Hallo A.F., das ist eine gute Frage, die grundlegend dafür ist den gutgläubigen Erwerb auch im Sachenrecht zu verstehen. Der Rechtsschein hängt beim Erwerb von beweglichen Sachen am Besitz. Wer also Besitz an der Sache hat, darf unter gewissen Umständen berechtigterweise als Eigentümer gehalten werden vom gutgläubigen Erwerber. Bei Immobilien stützt sich der gute Glaube auf das Grundbuch.
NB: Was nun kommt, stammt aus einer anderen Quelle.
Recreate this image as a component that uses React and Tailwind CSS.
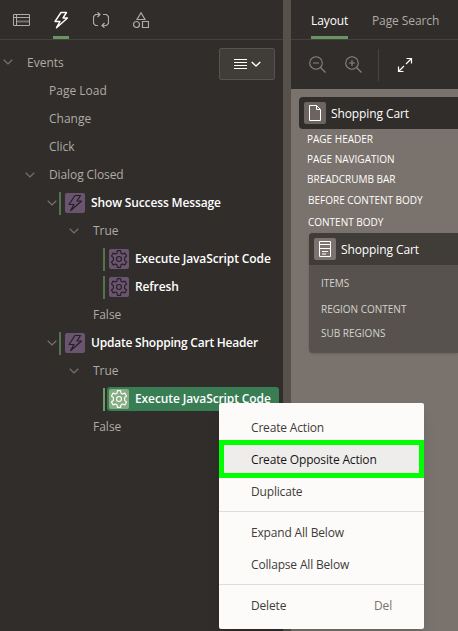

Denn das Grundbuch kann auch falsch sein, d.h. wer im Grundbuch steht es aber nicht ist, darf vom Erwerber berechtigterweise für den Eigentümer gehalten werden. Bei Forderungen gibt es weder ein öffentliches Register noch ein ähnliches Verhältnis wie beim Besitz, daher kann kein Rechtschein entstehen. Eine Ausnahme gibt es, diese regelt § 405 BGB. Wenn über eine Forderung eine Urkunde ausgestellt wird, kann diese einen Rechtschein begründen. Dies ist dann ähnlich zu werten, wie der Besitz an einer Sache. Viele Grüße, Nora - für das Jurafuchs-Team

Josef K.

Josef K.

7.5.2024, 10:47:09

"War S bei Vertragsschluss mit K noch Inhaber der Forderung gegen М?" -> "Vertragsschluss" meint hier wohl die Abtretungsvereinbarung, was missverständlich ist, weil der schuldrechtliche Vertrag übers Darlehen beim Stichwort "Vertrag" auch Bezugspunkt sein könnte. In der Antwort wird dann "G" mit "K" verwechselt: "S hatte die Forderung bereits an G abgetreten. Zum Zeitpunkt des Vertragsschlusses mit G war er somit nicht mehr Inhaber der Forderung gegen M." J

B🐝

Bienenschwarmvereinigung 🐝🐝🐝

14.7.2024, 16:01:40

Was kann K dann tun? Also hat er Ansprüche oder Rechte gegen G`?